[begin INFORMATION PROVIDED]
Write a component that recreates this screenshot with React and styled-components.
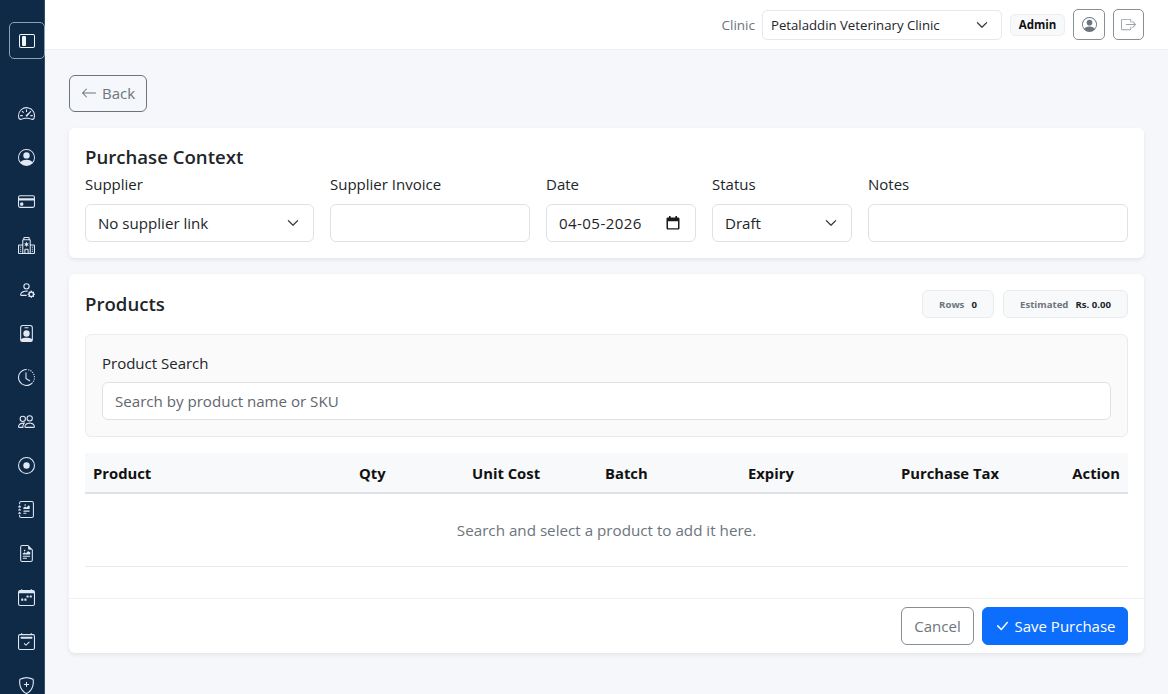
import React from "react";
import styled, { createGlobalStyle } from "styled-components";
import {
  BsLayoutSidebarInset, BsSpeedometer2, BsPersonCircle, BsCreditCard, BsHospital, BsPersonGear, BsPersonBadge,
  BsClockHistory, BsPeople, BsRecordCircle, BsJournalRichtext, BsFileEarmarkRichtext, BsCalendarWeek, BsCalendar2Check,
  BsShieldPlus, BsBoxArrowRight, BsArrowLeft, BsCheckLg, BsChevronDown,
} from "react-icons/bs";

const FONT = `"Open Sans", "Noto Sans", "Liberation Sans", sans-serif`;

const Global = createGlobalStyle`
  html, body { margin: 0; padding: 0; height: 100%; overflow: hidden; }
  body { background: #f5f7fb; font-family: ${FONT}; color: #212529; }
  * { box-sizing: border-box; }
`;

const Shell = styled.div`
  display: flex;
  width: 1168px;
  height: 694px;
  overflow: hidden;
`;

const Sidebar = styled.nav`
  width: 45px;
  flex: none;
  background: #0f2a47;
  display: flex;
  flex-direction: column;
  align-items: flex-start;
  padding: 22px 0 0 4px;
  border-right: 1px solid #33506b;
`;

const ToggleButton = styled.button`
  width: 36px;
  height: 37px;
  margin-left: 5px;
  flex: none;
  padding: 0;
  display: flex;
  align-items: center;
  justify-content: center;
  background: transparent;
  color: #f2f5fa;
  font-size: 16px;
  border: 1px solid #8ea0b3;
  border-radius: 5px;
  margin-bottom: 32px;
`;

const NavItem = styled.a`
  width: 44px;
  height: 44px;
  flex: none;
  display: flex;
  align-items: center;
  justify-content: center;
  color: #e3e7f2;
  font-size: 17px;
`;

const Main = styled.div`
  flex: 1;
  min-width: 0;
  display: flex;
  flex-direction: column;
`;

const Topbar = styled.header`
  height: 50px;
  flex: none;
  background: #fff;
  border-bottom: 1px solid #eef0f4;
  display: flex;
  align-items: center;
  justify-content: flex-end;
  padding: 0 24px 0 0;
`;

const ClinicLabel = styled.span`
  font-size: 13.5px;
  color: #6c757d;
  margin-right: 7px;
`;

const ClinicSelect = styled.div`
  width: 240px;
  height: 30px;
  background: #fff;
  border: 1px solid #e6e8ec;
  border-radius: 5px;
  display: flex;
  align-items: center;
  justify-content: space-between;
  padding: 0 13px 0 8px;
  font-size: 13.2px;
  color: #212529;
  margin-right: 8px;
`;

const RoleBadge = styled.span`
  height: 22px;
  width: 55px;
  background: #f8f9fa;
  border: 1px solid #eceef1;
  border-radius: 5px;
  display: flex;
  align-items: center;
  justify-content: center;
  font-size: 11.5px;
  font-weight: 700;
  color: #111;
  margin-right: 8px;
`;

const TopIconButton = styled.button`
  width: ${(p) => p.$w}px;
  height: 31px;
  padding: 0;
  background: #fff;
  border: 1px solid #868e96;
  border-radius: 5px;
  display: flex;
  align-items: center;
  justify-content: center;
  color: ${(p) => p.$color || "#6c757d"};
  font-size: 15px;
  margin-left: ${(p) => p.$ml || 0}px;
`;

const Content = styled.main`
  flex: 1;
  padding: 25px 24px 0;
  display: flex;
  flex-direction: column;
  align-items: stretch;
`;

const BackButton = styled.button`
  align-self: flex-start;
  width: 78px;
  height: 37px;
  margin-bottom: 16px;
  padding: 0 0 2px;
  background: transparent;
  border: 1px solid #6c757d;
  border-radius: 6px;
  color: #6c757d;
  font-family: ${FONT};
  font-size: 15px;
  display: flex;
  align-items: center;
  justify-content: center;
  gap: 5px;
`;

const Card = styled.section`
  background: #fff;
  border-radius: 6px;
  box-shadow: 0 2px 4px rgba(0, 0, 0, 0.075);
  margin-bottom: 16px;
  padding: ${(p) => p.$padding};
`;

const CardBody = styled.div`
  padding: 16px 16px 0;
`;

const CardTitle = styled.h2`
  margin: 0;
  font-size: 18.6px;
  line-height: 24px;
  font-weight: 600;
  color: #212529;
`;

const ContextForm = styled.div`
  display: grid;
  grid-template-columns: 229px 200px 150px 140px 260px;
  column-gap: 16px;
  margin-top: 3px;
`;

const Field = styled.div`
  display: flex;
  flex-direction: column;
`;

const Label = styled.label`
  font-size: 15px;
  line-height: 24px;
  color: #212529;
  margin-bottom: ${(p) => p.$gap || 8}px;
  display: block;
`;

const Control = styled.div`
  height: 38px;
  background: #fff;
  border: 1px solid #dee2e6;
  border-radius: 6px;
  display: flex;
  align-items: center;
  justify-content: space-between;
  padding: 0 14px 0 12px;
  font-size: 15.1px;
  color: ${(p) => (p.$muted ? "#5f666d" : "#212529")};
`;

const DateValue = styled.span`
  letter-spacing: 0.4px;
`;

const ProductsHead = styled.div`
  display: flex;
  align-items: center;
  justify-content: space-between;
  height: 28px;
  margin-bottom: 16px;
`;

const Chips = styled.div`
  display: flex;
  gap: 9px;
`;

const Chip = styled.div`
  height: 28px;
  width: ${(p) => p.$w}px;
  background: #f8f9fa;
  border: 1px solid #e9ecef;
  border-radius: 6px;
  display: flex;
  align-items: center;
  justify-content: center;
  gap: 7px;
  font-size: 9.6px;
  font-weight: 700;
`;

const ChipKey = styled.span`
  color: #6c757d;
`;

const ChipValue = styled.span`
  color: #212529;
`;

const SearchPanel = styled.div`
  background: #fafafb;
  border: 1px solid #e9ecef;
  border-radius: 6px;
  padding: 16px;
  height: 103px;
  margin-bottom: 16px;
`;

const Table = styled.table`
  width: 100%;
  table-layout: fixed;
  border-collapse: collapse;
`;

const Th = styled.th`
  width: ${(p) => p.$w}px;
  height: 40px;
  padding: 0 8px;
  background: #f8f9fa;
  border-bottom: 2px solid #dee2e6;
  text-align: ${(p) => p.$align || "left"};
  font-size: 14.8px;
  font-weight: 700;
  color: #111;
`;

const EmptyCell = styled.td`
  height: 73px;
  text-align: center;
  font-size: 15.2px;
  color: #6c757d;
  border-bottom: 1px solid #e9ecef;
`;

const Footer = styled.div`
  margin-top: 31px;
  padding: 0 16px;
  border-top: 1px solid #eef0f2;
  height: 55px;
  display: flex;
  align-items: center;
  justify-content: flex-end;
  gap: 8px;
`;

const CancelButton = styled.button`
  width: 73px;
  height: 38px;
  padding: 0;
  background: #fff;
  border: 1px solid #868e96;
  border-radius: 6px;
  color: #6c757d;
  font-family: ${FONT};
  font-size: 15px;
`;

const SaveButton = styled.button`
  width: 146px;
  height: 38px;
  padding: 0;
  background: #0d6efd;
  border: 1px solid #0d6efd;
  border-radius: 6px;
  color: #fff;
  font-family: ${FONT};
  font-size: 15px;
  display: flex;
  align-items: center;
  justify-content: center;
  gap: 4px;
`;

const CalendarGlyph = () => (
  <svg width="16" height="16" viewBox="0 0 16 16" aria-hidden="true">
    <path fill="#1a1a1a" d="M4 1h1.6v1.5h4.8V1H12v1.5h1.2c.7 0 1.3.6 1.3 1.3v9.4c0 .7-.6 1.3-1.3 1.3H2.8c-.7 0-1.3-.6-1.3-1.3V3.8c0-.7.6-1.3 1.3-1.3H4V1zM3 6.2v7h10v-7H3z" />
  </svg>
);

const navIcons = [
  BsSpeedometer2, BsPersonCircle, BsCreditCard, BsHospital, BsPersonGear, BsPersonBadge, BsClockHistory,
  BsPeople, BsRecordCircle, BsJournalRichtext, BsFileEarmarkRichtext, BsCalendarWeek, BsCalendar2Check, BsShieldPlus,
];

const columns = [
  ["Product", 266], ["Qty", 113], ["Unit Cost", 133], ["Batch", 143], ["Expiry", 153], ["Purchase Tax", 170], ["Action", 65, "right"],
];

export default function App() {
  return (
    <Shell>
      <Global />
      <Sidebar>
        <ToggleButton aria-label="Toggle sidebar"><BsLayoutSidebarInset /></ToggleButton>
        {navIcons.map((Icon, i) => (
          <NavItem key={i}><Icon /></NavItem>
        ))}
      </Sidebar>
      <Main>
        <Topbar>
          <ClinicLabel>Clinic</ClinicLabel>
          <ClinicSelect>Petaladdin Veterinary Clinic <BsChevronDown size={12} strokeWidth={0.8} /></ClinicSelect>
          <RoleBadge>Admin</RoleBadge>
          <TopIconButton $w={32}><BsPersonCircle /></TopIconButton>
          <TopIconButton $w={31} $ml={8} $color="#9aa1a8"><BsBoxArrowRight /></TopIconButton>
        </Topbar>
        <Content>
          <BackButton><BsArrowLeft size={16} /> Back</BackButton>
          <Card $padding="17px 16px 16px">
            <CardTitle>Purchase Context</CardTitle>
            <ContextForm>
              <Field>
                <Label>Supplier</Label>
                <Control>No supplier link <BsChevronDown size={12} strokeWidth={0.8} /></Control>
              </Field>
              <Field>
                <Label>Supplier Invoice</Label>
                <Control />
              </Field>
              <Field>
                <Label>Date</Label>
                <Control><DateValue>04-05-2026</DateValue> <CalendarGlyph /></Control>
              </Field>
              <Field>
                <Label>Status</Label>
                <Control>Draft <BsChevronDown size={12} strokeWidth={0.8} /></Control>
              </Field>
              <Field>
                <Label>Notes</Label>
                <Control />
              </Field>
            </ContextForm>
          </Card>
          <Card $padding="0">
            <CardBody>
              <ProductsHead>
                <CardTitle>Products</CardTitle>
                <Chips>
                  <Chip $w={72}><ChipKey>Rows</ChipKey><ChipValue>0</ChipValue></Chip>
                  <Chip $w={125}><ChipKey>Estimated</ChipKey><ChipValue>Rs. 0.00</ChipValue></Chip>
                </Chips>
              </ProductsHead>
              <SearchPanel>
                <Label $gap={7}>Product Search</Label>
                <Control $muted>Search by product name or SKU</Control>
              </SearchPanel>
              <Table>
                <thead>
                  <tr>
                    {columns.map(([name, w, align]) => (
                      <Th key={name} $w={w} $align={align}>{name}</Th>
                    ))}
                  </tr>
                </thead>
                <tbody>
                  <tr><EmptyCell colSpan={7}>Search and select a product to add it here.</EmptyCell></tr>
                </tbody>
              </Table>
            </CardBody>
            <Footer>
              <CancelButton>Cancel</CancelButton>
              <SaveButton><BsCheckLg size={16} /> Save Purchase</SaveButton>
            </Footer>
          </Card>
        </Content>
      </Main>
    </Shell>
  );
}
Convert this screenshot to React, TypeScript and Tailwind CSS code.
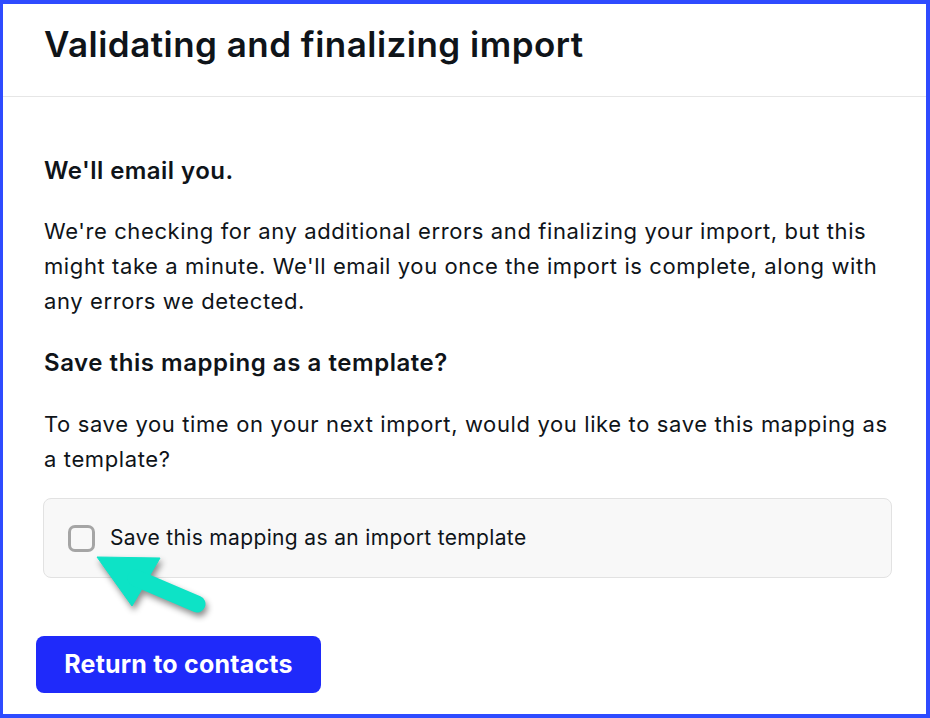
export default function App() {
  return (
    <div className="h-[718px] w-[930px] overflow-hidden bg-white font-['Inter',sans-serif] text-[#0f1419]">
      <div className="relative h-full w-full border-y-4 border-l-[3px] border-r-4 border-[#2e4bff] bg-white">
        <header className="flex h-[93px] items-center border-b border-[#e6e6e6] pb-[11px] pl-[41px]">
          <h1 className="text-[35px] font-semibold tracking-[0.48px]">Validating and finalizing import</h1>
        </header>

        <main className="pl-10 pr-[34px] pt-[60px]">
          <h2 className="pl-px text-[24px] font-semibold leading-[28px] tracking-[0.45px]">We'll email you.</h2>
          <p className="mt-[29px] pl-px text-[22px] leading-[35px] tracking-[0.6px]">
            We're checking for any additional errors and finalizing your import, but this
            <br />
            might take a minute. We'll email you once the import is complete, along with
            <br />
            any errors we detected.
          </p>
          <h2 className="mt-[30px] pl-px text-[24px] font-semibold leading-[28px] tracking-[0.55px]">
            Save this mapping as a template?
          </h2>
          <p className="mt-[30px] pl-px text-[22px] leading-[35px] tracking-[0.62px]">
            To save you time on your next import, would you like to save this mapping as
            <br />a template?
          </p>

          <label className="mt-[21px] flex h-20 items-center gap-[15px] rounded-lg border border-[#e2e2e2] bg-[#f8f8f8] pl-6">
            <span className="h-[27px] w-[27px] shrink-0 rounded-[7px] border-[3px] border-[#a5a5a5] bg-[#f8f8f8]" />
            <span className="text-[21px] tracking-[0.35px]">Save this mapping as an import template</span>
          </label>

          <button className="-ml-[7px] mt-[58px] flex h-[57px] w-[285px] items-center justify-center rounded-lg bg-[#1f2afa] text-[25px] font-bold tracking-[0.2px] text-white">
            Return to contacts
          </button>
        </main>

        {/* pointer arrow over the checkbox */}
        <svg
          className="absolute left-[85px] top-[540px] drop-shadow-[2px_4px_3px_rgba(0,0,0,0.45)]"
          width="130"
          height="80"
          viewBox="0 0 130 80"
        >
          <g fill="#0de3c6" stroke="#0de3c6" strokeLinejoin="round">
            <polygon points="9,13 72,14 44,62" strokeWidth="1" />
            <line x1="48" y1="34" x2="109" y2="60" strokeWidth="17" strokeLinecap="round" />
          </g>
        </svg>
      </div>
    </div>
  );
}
[end INFORMATION PROVIDED]
▶ _YOUR INSTRUCTIONS_
Scan the listing above. Gather each line that contains the word "components".

▶ _FINAL ANSWER_
Write a component that recreates this screenshot with React and styled-components.
import styled, { createGlobalStyle } from "styled-components";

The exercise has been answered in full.